Technique tips – management of a precision attachment crown fractured at gingival level

From Volume 39, Issue 10, December 2012 | Page 744

Authors

Peter J Sands

MSc, BDS (ULond) LDS RCS (Eng)

General Dental Practitioner and Part-time Clinical Lecturer, Abingdon, Oxfordshire, UK

Articles by Peter J Sands

Article

Extra-coronal precision attachments can help retain removable partial dentures and can avoid the need for visible clasps.1 There are a number of different attachments in use and, in this particular case, a Mini-SG®F2 was used to help retain a removable partial denture (Figure 1).
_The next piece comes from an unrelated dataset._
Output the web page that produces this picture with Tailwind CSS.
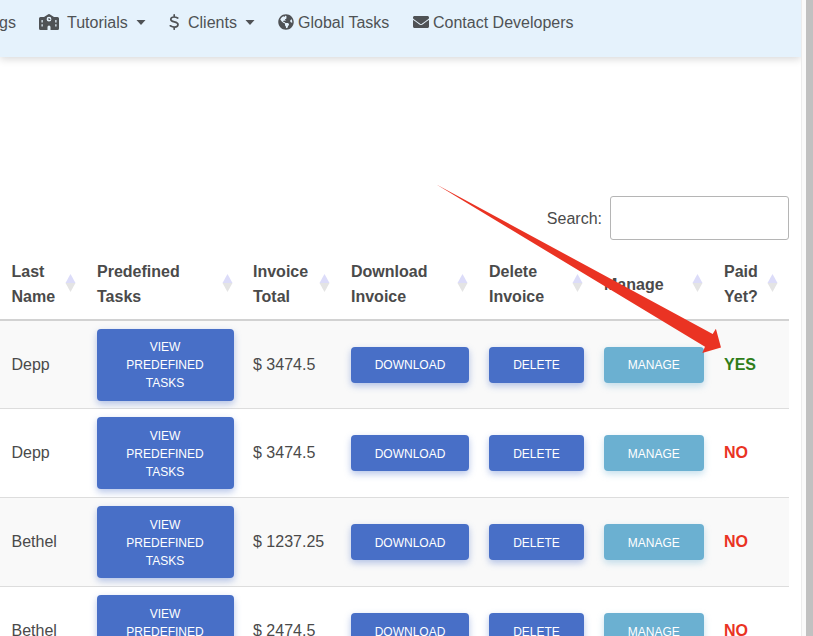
<!DOCTYPE html>
<html lang="en">
<head>
<meta charset="utf-8">
<title>Invoices</title>
<script src="https://cdn.jsdelivr.net/npm/@tailwindcss/browser@4"></script>
</head>
<body class="relative flex h-[636px] w-[813px] overflow-hidden bg-white font-['Liberation_Sans',Arial,sans-serif] text-base text-[#4a4a4a]">
<div class="flex h-[636px] w-[801px] shrink-0 flex-col overflow-hidden">
  <nav class="flex h-[57px] shrink-0 items-start bg-[#e5f2fc] pt-[11px] leading-6 whitespace-nowrap text-[#4f5255] shadow-[0_2px_8px_rgba(0,0,0,0.16)]">
    <a class="w-[39px] shrink-0 -indent-px">gs</a>
    <a class="flex w-[130px] shrink-0 items-center">
      <svg class="-mt-0.5 h-4 w-5" viewBox="0 0 640 512" fill="currentColor" fill-rule="evenodd"><path d="M298 8q22-14 44 0l138 88h112a48 48 0 0 1 48 48v320a48 48 0 0 1-48 48H368v-96a48 48 0 0 0-96 0v96H48a48 48 0 0 1-48-48V144a48 48 0 0 1 48-48h112zM80 192v80h40v-80zM520 192v80h40v-80zM80 328v72h40v-72zM520 328v72h40v-72zM320 90a76 76 0 1 0 0 152 76 76 0 0 0 0-152zm-16 34h32v36h26v30h-58z"/></svg>
      <span class="ml-2">Tutorials</span>
      <svg class="-mt-0.5 ml-2 h-[5px] w-[10px]" viewBox="0 0 10 5" fill="currentColor"><path d="M0.500 0h9L5 5z"/></svg>
    </a>
    <a class="flex w-[109px] shrink-0 items-center">
      <svg class="-mt-0.5 h-4 w-[10px]" viewBox="0 0 10 16" fill="none" stroke="currentColor" stroke-width="1.700" stroke-linecap="round"><path d="M5.200 .9v2M5.200 13.200v2M8.700 4C7 3.100 5.900 3 4.900 3 3 3 1.800 4 1.800 5.400c0 3.200 7.200 1.700 7.200 5.100 0 1.600-1.400 2.600-3.400 2.600-1.500 0-3-.5-4.300-1.300"/></svg>
      <span class="ml-[9px]">Clients</span>
      <svg class="-mt-0.5 ml-2 h-[5px] w-[10px]" viewBox="0 0 10 5" fill="currentColor"><path d="M0.500 0h9L5 5z"/></svg>
    </a>
    <a class="flex w-[135px] shrink-0 items-center">
      <svg class="-mt-0.5 size-4" viewBox="0 0 496 512" fill="currentColor"><path d="M248 8C111.03 8 0 119.03 0 256s111.03 248 248 248 248-111.03 248-248S384.97 8 248 8zm82.29 357.6c-3.9 3.88-7.99 7.95-11.31 11.28-2.99 3-5.1 6.7-6.17 10.71-1.51 5.66-2.73 11.38-4.77 16.87l-17.39 46.85c-13.76 3-28 4.69-42.65 4.69v-27.38c1.69-12.62-7.64-36.26-22.63-51.25-6-6-9.37-14.14-9.37-22.63v-32.01c0-11.64-6.27-22.34-16.46-27.97-14.37-7.95-34.81-19.06-48.81-26.11-11.48-5.78-22.1-13.14-31.65-21.75l-.8-.72a114.792 114.792 0 0 1-18.06-20.74c-9.38-13.77-24.66-36.42-34.59-51.14 20.47-45.5 57.36-82.04 103.2-101.89l24.01 12.01C203.48 89.74 216 82.01 216 70.11v-11.3c7.99-1.29 16.12-2.11 24.39-2.42l28.3 28.3c6.25 6.25 6.25 16.38 0 22.63L264 112l-10.34 10.34c-3.12 3.12-3.12 8.19 0 11.31l4.69 4.69c3.12 3.12 3.12 8.19 0 11.31l-8 8a8.008 8.008 0 0 1-5.66 2.34h-8.99c-2.08 0-4.08.81-5.58 2.27l-9.92 9.65a8.008 8.008 0 0 0-1.58 9.31l15.59 31.19c2.66 5.32-1.21 11.58-7.15 11.58h-5.64c-1.93 0-3.79-.7-5.24-1.96l-9.28-8.06a16.017 16.017 0 0 0-15.55-3.1l-31.17 10.39a11.95 11.95 0 0 0-8.17 11.34c0 4.53 2.56 8.66 6.61 10.69l11.08 5.54c9.41 4.71 19.79 7.16 30.31 7.16s22.59 27.29 32 32h66.75c8.49 0 16.62 3.37 22.63 9.37l13.69 13.69a30.503 30.503 0 0 1 8.93 21.57 46.536 46.536 0 0 1-13.72 32.98zM417 274.25c-5.79-1.45-10.84-5-14.15-9.97l-17.98-26.97a23.97 23.97 0 0 1 0-26.62l19.59-29.38c2.32-3.47 5.5-6.29 9.24-8.15l12.98-6.49C440.2 193.59 448 223.87 448 256c0 8.67-.74 17.16-1.82 25.54L417 274.25z"/></svg>
      <span class="ml-1">Global Tasks</span>
    </a>
    <a class="flex shrink-0 items-center">
      <svg class="-mt-0.5 size-4" viewBox="0 0 512 512" fill="currentColor"><path d="M502.3 190.8c3.9-3.1 9.7-.2 9.7 4.7V400c0 26.5-21.5 48-48 48H48c-26.5 0-48-21.5-48-48V195.6c0-5 5.7-7.8 9.7-4.7 22.4 17.4 52.1 39.5 154.1 113.6 21.1 15.4 56.7 47.8 92.2 47.6 35.7.3 72-32.8 92.3-47.6 102-74.1 131.6-96.3 154-113.7zM256 320c23.2.4 56.6-29.2 73.4-41.4 132.7-96.3 142.8-104.7 173.4-128.7 5.8-4.5 9.2-11.5 9.2-18.9v-19c0-26.5-21.5-48-48-48H48c-26.5 0-48 21.5-48 48v19c0 7.4 3.4 14.3 9.2 18.9 30.6 23.9 40.7 32.4 173.4 128.7 16.8 12.2 50.2 41.8 73.4 41.4z"/></svg>
      <span class="ml-1">Contact Developers</span>
    </a>
  </nav>
  <main class="flex w-[789px] flex-col pt-[139px]">
    <label class="flex h-11 items-center justify-end gap-2"><span class="pt-0.5">Search:</span><input class="h-11 w-[179px] rounded-[3px] border border-[#b5b5b5] bg-white"></label>
    <table class="mt-[11px] w-[789px] table-fixed border-separate border-spacing-0 text-left">
      <colgroup><col class="w-[87px]"><col class="w-[156px]"><col class="w-[98px]"><col class="w-[138px]"><col class="w-[115px]"><col class="w-[120px]"><col class="w-[75px]"></colgroup>
      <thead><tr id="head" class="h-[70px]"></tr></thead>
      <tbody id="rows"></tbody>
    </table>
  </main>
</div>
<div class="h-full w-[5px] shrink-0 border-l border-[#ececec] bg-[#fafafa]"></div>
<div class="h-full grow bg-[#c1c1c1]"></div>
<svg class="absolute top-0 left-0 h-[636px] w-[813px]" viewBox="0 0 813 636" fill="#ea3323"><path d="M436 184.300L712.700 334L715.900 328.800L721 347.400L702.300 352.900L705 346.700Z"/></svg>
<script>
const sort = '<svg class="-mt-0.5 h-[18px] w-[11px] shrink-0" viewBox="0 0 11 18"><path fill="#dcdcf9" d="M5.500 0L10.500 9H.5z"/><path fill="#e4e4e4" d="M.5 9h10L5.500 18z"/></svg>';
const cols = [['Last<br>Name','pl-[11.500px] pr-[11px]'],['Predefined<br>Tasks','pl-2.5 pr-[10px]'],['Invoice<br>Total','pl-2.5 pr-[11px]'],['Download<br>Invoice','pl-2.5 pr-[11px]'],['Delete<br>Invoice','pl-2.5 pr-[11px]'],['Manage','pl-2.5 pr-[11px]'],['Paid<br>Yet?','pl-2.5 pr-[11px]']];
document.getElementById('head').innerHTML = cols.map(([t, p]) => `<th class="border-b-2 border-[#d2d2d2] p-0 align-top leading-[25px] font-bold"><div class="flex h-[66px] items-center justify-between ${p}"><span>${t}</span>${sort}</div></th>`).join('');
const blue = 'bg-[#486fc7] shadow-[0_3px_7px_rgba(72,111,199,0.4)]', teal = 'bg-[#6bb0d1] shadow-[0_3px_7px_rgba(107,176,209,0.4)]';
const btn = (t, c, w, p) => `<button class="block rounded-[4px] text-center text-xs leading-[18px] text-white ${p} ${c} ${w}">${t}</button>`;
const data = [['Depp','$ 3474.5',1],['Depp','$ 3474.5',0],['Bethel','$ 1237.25',0],['Bethel','$ 2474.5',0]];
document.getElementById('rows').innerHTML = data.map(([n, v, paid], i) => {
  const p = i ? 'pt-2.5 pb-2' : 'py-[9px]';
  const cells = [n, btn('VIEW<br>PREDEFINED<br>TASKS', blue, 'w-[137px]', p), v, btn('DOWNLOAD', blue, 'w-[118px]', p), btn('DELETE', blue, 'w-[95px]', p), btn('MANAGE', teal, 'w-[99.500px]', p), `<b class="${paid ? 'text-[#2f7d1a]' : 'text-[#ea3323]'}">${paid ? 'YES' : 'NO'}</b>`];
  return `<tr class="${i ? 'h-[89px]' : 'h-[88px]'} ${i % 2 ? 'bg-white' : 'bg-[#f9f9f9]'}">` + cells.map((c, j) => `<td class="border-b border-[#dddddd] p-0 align-middle ${j === 0 ? 'pl-[11.500px]' : j === 1 ? 'pl-[9.500px]' : 'pl-2.5'}">${c}</td>`).join('') + '</tr>';
}).join('');
</script>
</body>
</html>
The male attachment was incorporated into a porcelain fused-to-metal crown, and the female portion into the partial denture (Figure 2). Both functioned well for nine years but then the crown fractured off at the gingival margin. Some caries was noted in the remaining root. The options available in this situation are limited as there was no supragingival tooth onto which the crown could be cemented. If the tooth was to be retained, then a root-filling would be necessary, followed by a post-retained core. The crown would then have to be re-cemented in exactly the same position, otherwise the precision attachment would not align with the RPD. The patient was keen not to lose the attachment as it has functioned so well.

Figure 1. Male component of the Mini SG attachment.
Figure 2. Male and female components.

The solution was to reposition the tooth temporarily onto the root, ensuring that the denture would still fit, and then to make a GC Pattern Resin3 jig which would help position the tooth later (Figure 3).

Figure 3. GC Pattern Resin jig to allow repositioning of the crown.

The crown was then removed and the tooth tissue removed from inside the crown.

Root canal treatment was completed and two fibre posts cemented with Rely X Unicem(3M ESPE, St Paul, Minn, USA) (Figure 4).

Figure 4. Two fibre posts cemented in place prior to core build-up.

A composite core was built up on the posts and root face and prepared, allowing the crown to fit over the core. Because the profile of the root face had changed, the jig would be necessary to cement the crown in exactly the same place as it was prior to breaking, thus allowing the correct fit of the RPD. The crown was placed into the jig and then cemented onto the core with Rely X Unicem. Owing to the slight discrepancy in the shape of the root face after the caries removal and root canal treatment, some of the lute filled this defect. Any excess cement was then trimmed away with a fine diamond finishing bur and polished (Figures 5 and 6). The long-term prognosis of this restoration will be in doubt as there was no ferrule, but it remains in function six months later.

Figure 5. Crown re-cemented having used the jig to allow correct positioning.
Figure 6. Crown and denture in situ.